• [Problem description]
Repeat every record below exactly, but leave out any pictures.
/---
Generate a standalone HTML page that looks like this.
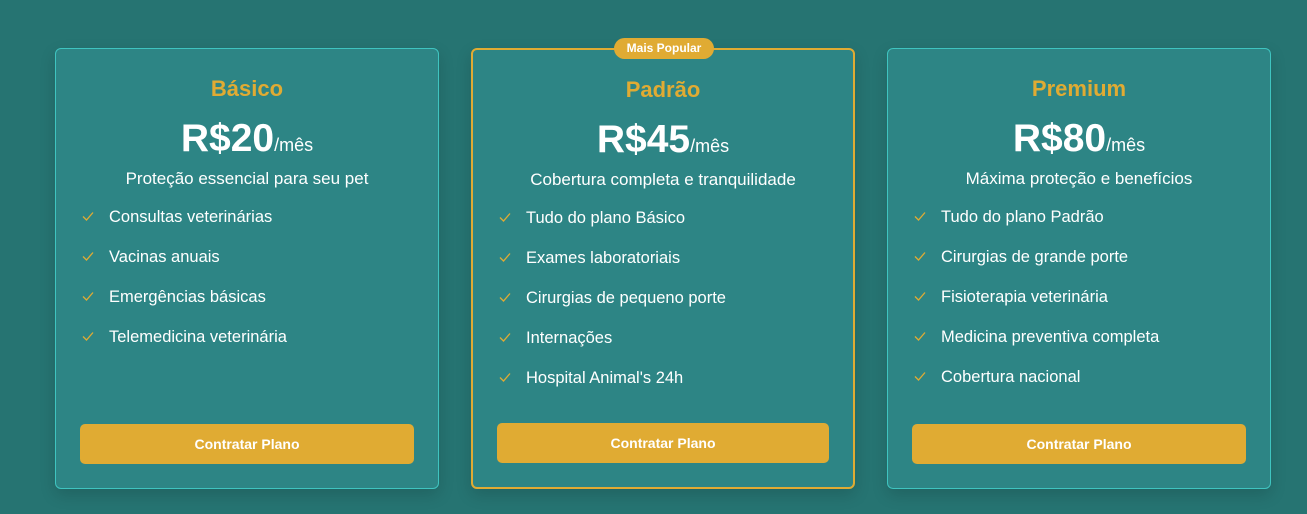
<!DOCTYPE html>
<html><head><meta charset="utf-8"><style>
*{box-sizing:border-box;margin:0;padding:0}
body{width:1307px;height:514px;background:#267472;font-family:"Liberation Sans",sans-serif;position:relative;overflow:hidden}
.card{position:absolute;top:48px;width:384px;height:441px;background:#2d8585;border:1px solid #3fc4c0;border-radius:6px;box-shadow:0 6px 16px rgba(0,0,0,.15);color:#fff}
.card.pop{border:2px solid #e0ab33}
.t{position:absolute;left:0;right:0;text-align:center;white-space:nowrap}
h2{top:27px;font-size:22px;color:#e0ab33;font-weight:bold}
.price{top:68px;font-size:39px;font-weight:bold}
.price span{font-size:18px;font-weight:normal}
.sub{top:120px;font-size:17px}
ul{position:absolute;left:25px;top:159px;list-style:none}
li{height:40px;font-size:16.5px;position:relative;padding-left:28px;white-space:nowrap}
li svg{position:absolute;left:0;top:1px}
.btn{position:absolute;left:24px;right:24px;top:375px;height:40px;background:#e0ab33;border-radius:5px;text-align:center;line-height:40px;font-size:14px;font-weight:bold}
.badge{position:absolute;left:141px;top:-12px;width:100px;height:21px;background:#e0ab33;border-radius:11px;font-size:12px;font-weight:bold;text-align:center;line-height:21px}
</style></head><body>
<svg width="0" height="0" style="position:absolute"><defs><symbol id="c" viewBox="0 0 14 14"><path d="M2 7.5 L5.5 11 L12 3.5" fill="none" stroke="#e0ab33" stroke-width="1.3"/></symbol></defs></svg>

<div class="card" style="left:55px">
<h2 class="t">Básico</h2>
<div class="t price">R$20<span>/mês</span></div>
<div class="t sub">Proteção essencial para seu pet</div>
<ul>
<li><svg width="14" height="14"><use href="#c"/></svg>Consultas veterinárias</li>
<li><svg width="14" height="14"><use href="#c"/></svg>Vacinas anuais</li>
<li><svg width="14" height="14"><use href="#c"/></svg>Emergências básicas</li>
<li><svg width="14" height="14"><use href="#c"/></svg>Telemedicina veterinária</li>
</ul>
<div class="btn">Contratar Plano</div>
</div>

<div class="card pop" style="left:471px">
<div class="badge">Mais Popular</div>
<h2 class="t">Padrão</h2>
<div class="t price">R$45<span>/mês</span></div>
<div class="t sub">Cobertura completa e tranquilidade</div>
<ul>
<li><svg width="14" height="14"><use href="#c"/></svg>Tudo do plano Básico</li>
<li><svg width="14" height="14"><use href="#c"/></svg>Exames laboratoriais</li>
<li><svg width="14" height="14"><use href="#c"/></svg>Cirurgias de pequeno porte</li>
<li><svg width="14" height="14"><use href="#c"/></svg>Internações</li>
<li><svg width="14" height="14"><use href="#c"/></svg>Hospital Animal's 24h</li>
</ul>
<div class="btn" style="top:373px">Contratar Plano</div>
</div>

<div class="card" style="left:887px">
<h2 class="t">Premium</h2>
<div class="t price">R$80<span>/mês</span></div>
<div class="t sub">Máxima proteção e benefícios</div>
<ul>
<li><svg width="14" height="14"><use href="#c"/></svg>Tudo do plano Padrão</li>
<li><svg width="14" height="14"><use href="#c"/></svg>Cirurgias de grande porte</li>
<li><svg width="14" height="14"><use href="#c"/></svg>Fisioterapia veterinária</li>
<li><svg width="14" height="14"><use href="#c"/></svg>Medicina preventiva completa</li>
<li><svg width="14" height="14"><use href="#c"/></svg>Cobertura nacional</li>
</ul>
<div class="btn">Contratar Plano</div>
</div>
</body></html>
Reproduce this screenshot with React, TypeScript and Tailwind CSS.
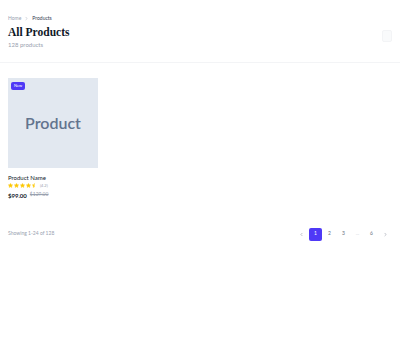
import React from 'react';
import { ChevronLeft, ChevronRight, Star, StarHalf } from 'lucide-react';

function Stars() {
  return (
    <div className="flex items-center gap-[1px]">
      {[0, 1, 2, 3].map(i => (
        <Star key={i} className="h-[5px] w-[5px] fill-yellow-400 text-yellow-400" strokeWidth={2} />
      ))}
      <StarHalf className="h-[5px] w-[5px] fill-yellow-400 text-yellow-400" strokeWidth={2} />
      <span className="ml-[2px] text-[4px] text-gray-400">(4.2)</span>
    </div>
  );
}

export default function App() {
  return (
    <div className="min-h-[337px] w-[400px] bg-white font-['Lato',sans-serif] text-gray-900">
      {/* Header */}
      <div className="flex items-start justify-between border-b border-gray-100 px-2 pb-[13px] pt-[15px]">
        <div>
          <div className="flex items-center gap-[3px] text-[5px]">
            <span className="text-gray-400">Home</span>
            <ChevronRight className="h-[5px] w-[5px] text-gray-400" />
            <span className="text-gray-700">Products</span>
          </div>
          <h1 className="mt-[2px] font-['Liberation_Serif',serif] text-[11.5px] font-bold leading-[14px]">All Products</h1>
          <p className="mt-[1px] text-[6px] text-gray-400">128 products</p>
        </div>
        <div className="mt-[15px] h-[12px] w-[10px] rounded-[2px] border border-gray-100 bg-gray-50" />
      </div>

      {/* Grid */}
      <div className="grid grid-cols-4 gap-2 px-2 pt-[15px]">
        <div>
          <div className="relative flex h-[90px] w-[90px] items-center justify-center bg-slate-200">
            <span className="absolute left-[3px] top-[4px] rounded-[2px] bg-indigo-600 px-[3px] py-[1px] text-[4px] text-white">New</span>
            <span className="text-[16px] font-semibold text-slate-500">Product</span>
          </div>
          <div className="mt-[5px] text-[6px] text-gray-900">Product Name</div>
          <div className="mt-[1px]"><Stars /></div>
          <div className="mt-[2px] flex items-center gap-[3px]">
            <span className="text-[6px] font-bold">$99.00</span>
            <span className="text-[5px] text-gray-400 line-through">$129.00</span>
          </div>
        </div>
      </div>

      {/* Footer */}
      <div className="mt-[28px] flex items-center justify-between px-2">
        <span className="text-[5px] text-gray-400">Showing 1-24 of 128</span>
        <div className="flex items-center gap-[1px] text-[5px] text-gray-500">
          <span className="flex h-[13px] w-[13px] items-center justify-center"><ChevronLeft className="h-[5px] w-[5px]" /></span>
          <span className="flex h-[13px] w-[13px] items-center justify-center rounded-[2px] bg-indigo-600 text-white">1</span>
          <span className="flex h-[13px] w-[13px] items-center justify-center">2</span>
          <span className="flex h-[13px] w-[13px] items-center justify-center">3</span>
          <span className="flex h-[13px] w-[13px] items-center justify-center text-gray-300">...</span>
          <span className="flex h-[13px] w-[13px] items-center justify-center">6</span>
          <span className="flex h-[13px] w-[13px] items-center justify-center"><ChevronRight className="h-[5px] w-[5px]" /></span>
        </div>
      </div>
    </div>
  );
}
\---
• [Solution to the problem]
Generate a standalone HTML page that looks like this.
<!DOCTYPE html>
<html><head><meta charset="utf-8"><style>
*{box-sizing:border-box;margin:0;padding:0}
body{width:1307px;height:514px;background:#267472;font-family:"Liberation Sans",sans-serif;position:relative;overflow:hidden}
.card{position:absolute;top:48px;width:384px;height:441px;background:#2d8585;border:1px solid #3fc4c0;border-radius:6px;box-shadow:0 6px 16px rgba(0,0,0,.15);color:#fff}
.card.pop{border:2px solid #e0ab33}
.t{position:absolute;left:0;right:0;text-align:center;white-space:nowrap}
h2{top:27px;font-size:22px;color:#e0ab33;font-weight:bold}
.price{top:68px;font-size:39px;font-weight:bold}
.price span{font-size:18px;font-weight:normal}
.sub{top:120px;font-size:17px}
ul{position:absolute;left:25px;top:159px;list-style:none}
li{height:40px;font-size:16.5px;position:relative;padding-left:28px;white-space:nowrap}
li svg{position:absolute;left:0;top:1px}
.btn{position:absolute;left:24px;right:24px;top:375px;height:40px;background:#e0ab33;border-radius:5px;text-align:center;line-height:40px;font-size:14px;font-weight:bold}
.badge{position:absolute;left:141px;top:-12px;width:100px;height:21px;background:#e0ab33;border-radius:11px;font-size:12px;font-weight:bold;text-align:center;line-height:21px}
</style></head><body>
<svg width="0" height="0" style="position:absolute"><defs><symbol id="c" viewBox="0 0 14 14"><path d="M2 7.5 L5.5 11 L12 3.5" fill="none" stroke="#e0ab33" stroke-width="1.3"/></symbol></defs></svg>

<div class="card" style="left:55px">
<h2 class="t">Básico</h2>
<div class="t price">R$20<span>/mês</span></div>
<div class="t sub">Proteção essencial para seu pet</div>
<ul>
<li><svg width="14" height="14"><use href="#c"/></svg>Consultas veterinárias</li>
<li><svg width="14" height="14"><use href="#c"/></svg>Vacinas anuais</li>
<li><svg width="14" height="14"><use href="#c"/></svg>Emergências básicas</li>
<li><svg width="14" height="14"><use href="#c"/></svg>Telemedicina veterinária</li>
</ul>
<div class="btn">Contratar Plano</div>
</div>

<div class="card pop" style="left:471px">
<div class="badge">Mais Popular</div>
<h2 class="t">Padrão</h2>
<div class="t price">R$45<span>/mês</span></div>
<div class="t sub">Cobertura completa e tranquilidade</div>
<ul>
<li><svg width="14" height="14"><use href="#c"/></svg>Tudo do plano Básico</li>
<li><svg width="14" height="14"><use href="#c"/></svg>Exames laboratoriais</li>
<li><svg width="14" height="14"><use href="#c"/></svg>Cirurgias de pequeno porte</li>
<li><svg width="14" height="14"><use href="#c"/></svg>Internações</li>
<li><svg width="14" height="14"><use href="#c"/></svg>Hospital Animal's 24h</li>
</ul>
<div class="btn" style="top:373px">Contratar Plano</div>
</div>

<div class="card" style="left:887px">
<h2 class="t">Premium</h2>
<div class="t price">R$80<span>/mês</span></div>
<div class="t sub">Máxima proteção e benefícios</div>
<ul>
<li><svg width="14" height="14"><use href="#c"/></svg>Tudo do plano Padrão</li>
<li><svg width="14" height="14"><use href="#c"/></svg>Cirurgias de grande porte</li>
<li><svg width="14" height="14"><use href="#c"/></svg>Fisioterapia veterinária</li>
<li><svg width="14" height="14"><use href="#c"/></svg>Medicina preventiva completa</li>
<li><svg width="14" height="14"><use href="#c"/></svg>Cobertura nacional</li>
</ul>
<div class="btn">Contratar Plano</div>
</div>
</body></html>
Reproduce this screenshot with React, TypeScript and Tailwind CSS.
import React from 'react';
import { ChevronLeft, ChevronRight, Star, StarHalf } from 'lucide-react';

function Stars() {
  return (
    <div className="flex items-center gap-[1px]">
      {[0, 1, 2, 3].map(i => (
        <Star key={i} className="h-[5px] w-[5px] fill-yellow-400 text-yellow-400" strokeWidth={2} />
      ))}
      <StarHalf className="h-[5px] w-[5px] fill-yellow-400 text-yellow-400" strokeWidth={2} />
      <span className="ml-[2px] text-[4px] text-gray-400">(4.2)</span>
    </div>
  );
}

export default function App() {
  return (
    <div className="min-h-[337px] w-[400px] bg-white font-['Lato',sans-serif] text-gray-900">
      {/* Header */}
      <div className="flex items-start justify-between border-b border-gray-100 px-2 pb-[13px] pt-[15px]">
        <div>
          <div className="flex items-center gap-[3px] text-[5px]">
            <span className="text-gray-400">Home</span>
            <ChevronRight className="h-[5px] w-[5px] text-gray-400" />
            <span className="text-gray-700">Products</span>
          </div>
          <h1 className="mt-[2px] font-['Liberation_Serif',serif] text-[11.5px] font-bold leading-[14px]">All Products</h1>
          <p className="mt-[1px] text-[6px] text-gray-400">128 products</p>
        </div>
        <div className="mt-[15px] h-[12px] w-[10px] rounded-[2px] border border-gray-100 bg-gray-50" />
      </div>

      {/* Grid */}
      <div className="grid grid-cols-4 gap-2 px-2 pt-[15px]">
        <div>
          <div className="relative flex h-[90px] w-[90px] items-center justify-center bg-slate-200">
            <span className="absolute left-[3px] top-[4px] rounded-[2px] bg-indigo-600 px-[3px] py-[1px] text-[4px] text-white">New</span>
            <span className="text-[16px] font-semibold text-slate-500">Product</span>
          </div>
          <div className="mt-[5px] text-[6px] text-gray-900">Product Name</div>
          <div className="mt-[1px]"><Stars /></div>
          <div className="mt-[2px] flex items-center gap-[3px]">
            <span className="text-[6px] font-bold">$99.00</span>
            <span className="text-[5px] text-gray-400 line-through">$129.00</span>
          </div>
        </div>
      </div>

      {/* Footer */}
      <div className="mt-[28px] flex items-center justify-between px-2">
        <span className="text-[5px] text-gray-400">Showing 1-24 of 128</span>
        <div className="flex items-center gap-[1px] text-[5px] text-gray-500">
          <span className="flex h-[13px] w-[13px] items-center justify-center"><ChevronLeft className="h-[5px] w-[5px]" /></span>
          <span className="flex h-[13px] w-[13px] items-center justify-center rounded-[2px] bg-indigo-600 text-white">1</span>
          <span className="flex h-[13px] w-[13px] items-center justify-center">2</span>
          <span className="flex h-[13px] w-[13px] items-center justify-center">3</span>
          <span className="flex h-[13px] w-[13px] items-center justify-center text-gray-300">...</span>
          <span className="flex h-[13px] w-[13px] items-center justify-center">6</span>
          <span className="flex h-[13px] w-[13px] items-center justify-center"><ChevronRight className="h-[5px] w-[5px]" /></span>
        </div>
      </div>
    </div>
  );
}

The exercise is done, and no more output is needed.